Materiality is Key: The ruling underscores that the department cannot reopen time-barred assessments based on the non-disclosure of information that was not "material" under the law applicable at the time. The materiality of a document depends on its legal effect on the assessment process.
Onus on the Assessing Officer: The decision reinforces the principle that the AO has a duty of due diligence. An assessment cannot be reopened to correct an oversight or an error that occurred during the original proceedings, especially when the relevant information was accessible to the department.
Distinction Between Procedural Lapses and Material Suppression: The Court draws a clear line between a procedural omission (not filing a form) and the substantive act of suppressing material facts. Where a document is not legally determinative and is already within the department's knowledge ecosystem, its non-submission by the assessee is unlikely to meet the high threshold for wilful non-disclosure.
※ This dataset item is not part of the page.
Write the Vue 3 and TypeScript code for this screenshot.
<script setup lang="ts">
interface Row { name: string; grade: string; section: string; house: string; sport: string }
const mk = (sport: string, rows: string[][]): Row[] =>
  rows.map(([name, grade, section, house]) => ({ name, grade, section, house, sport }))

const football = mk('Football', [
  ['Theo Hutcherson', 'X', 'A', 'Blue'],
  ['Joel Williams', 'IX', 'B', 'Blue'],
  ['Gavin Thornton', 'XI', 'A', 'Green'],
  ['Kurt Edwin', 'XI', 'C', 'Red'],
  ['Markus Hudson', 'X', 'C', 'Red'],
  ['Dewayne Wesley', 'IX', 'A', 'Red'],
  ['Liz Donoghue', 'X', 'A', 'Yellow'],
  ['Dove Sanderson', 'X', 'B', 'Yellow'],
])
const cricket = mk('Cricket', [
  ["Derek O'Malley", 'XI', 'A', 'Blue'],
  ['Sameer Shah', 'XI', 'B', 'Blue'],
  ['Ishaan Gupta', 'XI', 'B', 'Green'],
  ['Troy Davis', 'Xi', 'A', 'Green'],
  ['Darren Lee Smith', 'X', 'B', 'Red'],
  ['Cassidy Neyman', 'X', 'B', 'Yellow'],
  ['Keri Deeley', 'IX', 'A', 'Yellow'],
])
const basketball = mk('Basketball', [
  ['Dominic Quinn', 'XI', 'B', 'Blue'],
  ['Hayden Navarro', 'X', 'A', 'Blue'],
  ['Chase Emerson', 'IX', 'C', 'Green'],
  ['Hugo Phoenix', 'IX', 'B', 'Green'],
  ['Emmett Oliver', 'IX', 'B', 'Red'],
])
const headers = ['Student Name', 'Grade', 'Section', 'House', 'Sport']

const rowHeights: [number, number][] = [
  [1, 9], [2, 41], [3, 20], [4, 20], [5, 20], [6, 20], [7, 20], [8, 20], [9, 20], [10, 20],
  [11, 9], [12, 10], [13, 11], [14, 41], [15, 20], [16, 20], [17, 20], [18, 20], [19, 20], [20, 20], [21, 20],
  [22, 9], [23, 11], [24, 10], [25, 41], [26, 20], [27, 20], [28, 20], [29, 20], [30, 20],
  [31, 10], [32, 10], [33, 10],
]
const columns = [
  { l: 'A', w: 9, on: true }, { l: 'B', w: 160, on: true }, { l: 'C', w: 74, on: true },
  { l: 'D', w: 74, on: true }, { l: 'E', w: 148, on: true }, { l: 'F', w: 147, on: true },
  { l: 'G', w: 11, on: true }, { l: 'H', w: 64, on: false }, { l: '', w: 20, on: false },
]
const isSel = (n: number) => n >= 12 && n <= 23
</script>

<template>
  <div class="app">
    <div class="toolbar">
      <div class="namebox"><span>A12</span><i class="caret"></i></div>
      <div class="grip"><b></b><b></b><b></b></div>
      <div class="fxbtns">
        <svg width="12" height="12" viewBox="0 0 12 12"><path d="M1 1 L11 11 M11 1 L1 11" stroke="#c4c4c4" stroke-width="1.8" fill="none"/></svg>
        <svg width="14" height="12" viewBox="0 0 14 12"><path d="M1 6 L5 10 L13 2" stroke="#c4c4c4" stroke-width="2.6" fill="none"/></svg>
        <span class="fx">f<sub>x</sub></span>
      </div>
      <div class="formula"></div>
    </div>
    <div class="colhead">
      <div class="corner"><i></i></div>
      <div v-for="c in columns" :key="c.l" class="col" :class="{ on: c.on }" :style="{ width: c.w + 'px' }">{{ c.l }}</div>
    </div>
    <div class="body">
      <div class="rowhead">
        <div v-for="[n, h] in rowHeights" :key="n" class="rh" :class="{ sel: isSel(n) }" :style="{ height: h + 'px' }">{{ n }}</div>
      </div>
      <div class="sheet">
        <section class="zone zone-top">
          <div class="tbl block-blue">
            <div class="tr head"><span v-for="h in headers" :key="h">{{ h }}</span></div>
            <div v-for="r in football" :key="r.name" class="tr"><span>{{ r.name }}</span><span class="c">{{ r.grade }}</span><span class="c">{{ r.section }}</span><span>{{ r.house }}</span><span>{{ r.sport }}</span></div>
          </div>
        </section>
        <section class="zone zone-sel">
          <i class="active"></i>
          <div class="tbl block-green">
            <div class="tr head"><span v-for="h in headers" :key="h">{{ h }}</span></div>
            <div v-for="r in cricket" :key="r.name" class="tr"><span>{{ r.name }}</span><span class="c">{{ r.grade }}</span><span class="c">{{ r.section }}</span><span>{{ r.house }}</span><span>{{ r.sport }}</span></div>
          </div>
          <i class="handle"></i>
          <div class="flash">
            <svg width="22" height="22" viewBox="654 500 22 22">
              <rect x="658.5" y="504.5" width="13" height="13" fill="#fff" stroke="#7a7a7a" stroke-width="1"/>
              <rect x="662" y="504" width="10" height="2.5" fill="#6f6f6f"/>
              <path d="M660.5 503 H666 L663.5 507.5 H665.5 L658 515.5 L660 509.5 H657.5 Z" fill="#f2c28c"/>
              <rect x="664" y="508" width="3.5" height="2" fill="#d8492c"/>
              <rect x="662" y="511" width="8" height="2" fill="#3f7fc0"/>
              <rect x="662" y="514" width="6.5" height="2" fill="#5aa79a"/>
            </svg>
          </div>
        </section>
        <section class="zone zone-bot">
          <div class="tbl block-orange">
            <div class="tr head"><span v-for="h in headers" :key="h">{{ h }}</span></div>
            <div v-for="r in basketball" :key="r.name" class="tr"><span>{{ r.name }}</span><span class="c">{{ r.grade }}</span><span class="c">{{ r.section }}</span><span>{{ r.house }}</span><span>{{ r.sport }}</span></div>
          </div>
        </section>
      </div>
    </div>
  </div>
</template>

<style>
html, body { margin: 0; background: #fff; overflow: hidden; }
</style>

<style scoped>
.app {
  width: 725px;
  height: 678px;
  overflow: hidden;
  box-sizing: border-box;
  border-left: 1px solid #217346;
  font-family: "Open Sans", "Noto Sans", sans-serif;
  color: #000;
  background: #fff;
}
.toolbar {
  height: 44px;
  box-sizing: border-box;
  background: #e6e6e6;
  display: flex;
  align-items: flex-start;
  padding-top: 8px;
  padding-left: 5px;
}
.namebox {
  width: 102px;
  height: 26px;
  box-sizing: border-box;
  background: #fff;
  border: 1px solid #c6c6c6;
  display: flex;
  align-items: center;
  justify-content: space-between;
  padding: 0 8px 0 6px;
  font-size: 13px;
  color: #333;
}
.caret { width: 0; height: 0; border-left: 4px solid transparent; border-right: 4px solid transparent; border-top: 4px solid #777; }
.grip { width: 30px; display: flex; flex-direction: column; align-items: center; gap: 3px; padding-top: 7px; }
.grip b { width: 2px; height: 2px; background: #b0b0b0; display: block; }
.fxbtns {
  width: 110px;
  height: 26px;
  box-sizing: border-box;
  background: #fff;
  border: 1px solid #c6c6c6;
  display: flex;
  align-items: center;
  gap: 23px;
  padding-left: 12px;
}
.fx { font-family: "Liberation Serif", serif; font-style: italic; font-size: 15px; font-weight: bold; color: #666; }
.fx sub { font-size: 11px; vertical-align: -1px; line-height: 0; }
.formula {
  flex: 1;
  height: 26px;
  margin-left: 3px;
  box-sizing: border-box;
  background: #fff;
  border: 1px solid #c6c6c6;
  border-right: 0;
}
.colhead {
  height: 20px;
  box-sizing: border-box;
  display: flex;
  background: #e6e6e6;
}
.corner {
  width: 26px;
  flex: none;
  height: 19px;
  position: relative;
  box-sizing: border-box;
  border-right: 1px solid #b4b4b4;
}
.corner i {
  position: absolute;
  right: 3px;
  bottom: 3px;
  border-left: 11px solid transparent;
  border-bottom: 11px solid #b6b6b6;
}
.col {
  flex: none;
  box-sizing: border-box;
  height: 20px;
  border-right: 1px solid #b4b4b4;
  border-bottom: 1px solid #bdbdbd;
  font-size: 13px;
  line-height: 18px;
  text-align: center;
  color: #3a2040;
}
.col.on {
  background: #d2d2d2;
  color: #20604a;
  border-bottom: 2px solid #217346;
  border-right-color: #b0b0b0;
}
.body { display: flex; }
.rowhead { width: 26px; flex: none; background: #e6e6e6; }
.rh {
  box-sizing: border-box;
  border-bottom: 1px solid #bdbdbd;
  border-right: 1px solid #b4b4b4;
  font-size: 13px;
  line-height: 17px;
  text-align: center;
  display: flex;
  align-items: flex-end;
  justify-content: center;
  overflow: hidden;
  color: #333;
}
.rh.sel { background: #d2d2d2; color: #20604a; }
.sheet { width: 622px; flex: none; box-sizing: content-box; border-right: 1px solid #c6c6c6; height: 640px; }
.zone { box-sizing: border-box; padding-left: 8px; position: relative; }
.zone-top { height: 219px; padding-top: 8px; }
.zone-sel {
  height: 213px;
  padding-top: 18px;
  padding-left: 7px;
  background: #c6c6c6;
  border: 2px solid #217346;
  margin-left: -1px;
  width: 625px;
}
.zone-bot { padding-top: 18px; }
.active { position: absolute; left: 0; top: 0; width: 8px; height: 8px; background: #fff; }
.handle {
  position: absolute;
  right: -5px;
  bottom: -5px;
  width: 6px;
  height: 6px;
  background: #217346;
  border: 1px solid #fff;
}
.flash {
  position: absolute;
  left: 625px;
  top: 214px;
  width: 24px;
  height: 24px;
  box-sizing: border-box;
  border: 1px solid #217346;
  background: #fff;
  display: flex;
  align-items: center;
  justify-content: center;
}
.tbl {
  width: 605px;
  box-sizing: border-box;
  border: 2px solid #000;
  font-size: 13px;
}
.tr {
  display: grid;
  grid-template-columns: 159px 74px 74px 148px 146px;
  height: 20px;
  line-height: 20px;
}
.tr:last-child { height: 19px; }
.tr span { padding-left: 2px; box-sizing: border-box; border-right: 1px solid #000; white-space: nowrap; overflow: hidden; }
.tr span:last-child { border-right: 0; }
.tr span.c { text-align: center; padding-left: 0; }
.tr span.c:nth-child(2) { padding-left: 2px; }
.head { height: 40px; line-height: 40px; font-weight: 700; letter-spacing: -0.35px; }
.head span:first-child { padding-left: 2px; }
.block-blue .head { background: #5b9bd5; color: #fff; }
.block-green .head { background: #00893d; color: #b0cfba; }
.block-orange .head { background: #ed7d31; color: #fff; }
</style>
Impact of Retrospective Amendments: The judgment serves as a reminder that the law as it stood during the relevant assessment year must be applied, without being colored by subsequent amendments that may alter procedural or evidentiary requirements.
By allowing the appeal filed by Apollo Tyres, the Kerala High Court has delivered a nuanced and context-sensitive interpretation of tax law, providing a measure of relief to taxpayers against reassessment proceedings initiated on technical grounds for long-concluded assessments.